Now we're all au fait with the Bruce Lee Kung Fu moves et al...apologies, that was the only way I could think of opening this sorry thread, but...!
....being a 1964 borne child (8 in '72, 10 in '74 etc) and being the impressionable runt that I was led to believe we all are at that age - through my years of Psychology/Psychiatric Training (Get me?), - just little social sponges.
Would I be right in saying that all us shuffling 70's loving, James Wells, James Fountain, Willi J & Co, ZZ & Co (Don't read too much into my choices, I know what I've done Jay Jay & CoCo [cover up anyone?]) may possibly have been influenced by our love of sharp dressed hustlers, Lalo Schiffrin-esque theme tunes and fly New York Talk?
How else would an impressionable, working class 13 year old English lad (bespectacled also...oh yeah!) in the nightmare that was 'Great Britain' in the 70's be able to draw any kind of line between black America, black American culture, it's politics and all that I didn't know went with that at the time, without the only lifeline I had at my disposal....
...namely, American based TV series with seminal black characters and ace black American based theme tunes?
Shaft (After my brothers love of Tami Lynn, Al Green and all things Motown, this is a very early stick-in-the mind memory for me on my brothers Dansette in our lobby), Mission Impossible, The Green Hornet, Tenafly (James Mack - MWIOF in the lead role), The Rockford Files, Columbo, Starsky & Hutch, Baretta, Magnum PI (Ashford & Simpson, Leslie Uggams etc contained in episodes), I name but a few (cos I'm arseholed).
If you think about it, no wonder we UK children were charmed with the smooth skinned view we were fed of America, an America always twenty years ahead with their housesand decors, their 'not here then' McDonalds, their saketboards...their whatever....everything was light years ahead of anything me and mine had in my hometown of Parr, St Helens in the mid seventies.
I fell in love love with America back then and I didn't really know why...to my inner child, it just looked better, sounded better, I even knew through its mass of coffee and doughnut shops...it smelt better.

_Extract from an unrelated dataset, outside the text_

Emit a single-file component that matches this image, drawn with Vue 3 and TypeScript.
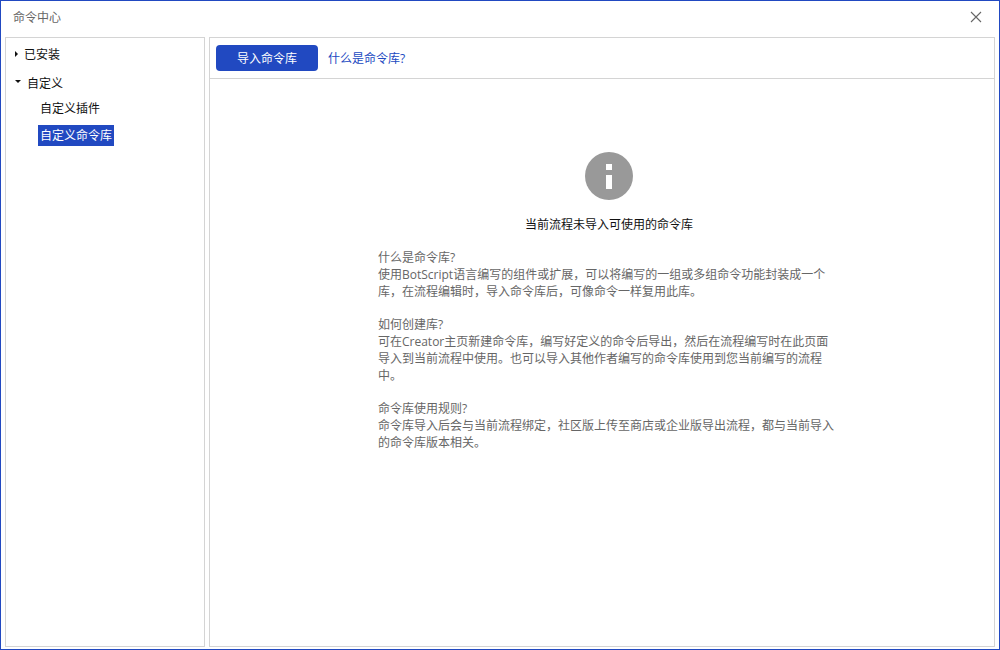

Why wouldn't I want to make my life, in some way, a part of this huge and beautiful melting pot?
Possibly by allowing my mind to eternally make a connection to these wonderful and other-worldly, beautiful images of America, mainly it's mysteriously yet always attracive blackness; it's gloriously misjudged underbelly that I had been weened on through our 'ten bob in the back meter' of a colour telly, every time I was blessed to hear 'Ton Of Dynamite' or 'Your Autumn Of Tomorrow' or 'I Love Music'?
I thank this music and this scene, as I thank America and it's Blackness for allowing me to knit together my youth and my adulthood.
One begat the other - I'm not sure which way it was meant to be played out but - thanks to a load of weird UK DJ's - seventies Soul, America, it's written charicatures, it's wonderful underbelly, it's burgers and it's boards all kind of make sense now.
Anyway back to the question:
Was it all Huggy Bears fault?
(Sorry, Its been a while though hasn't it?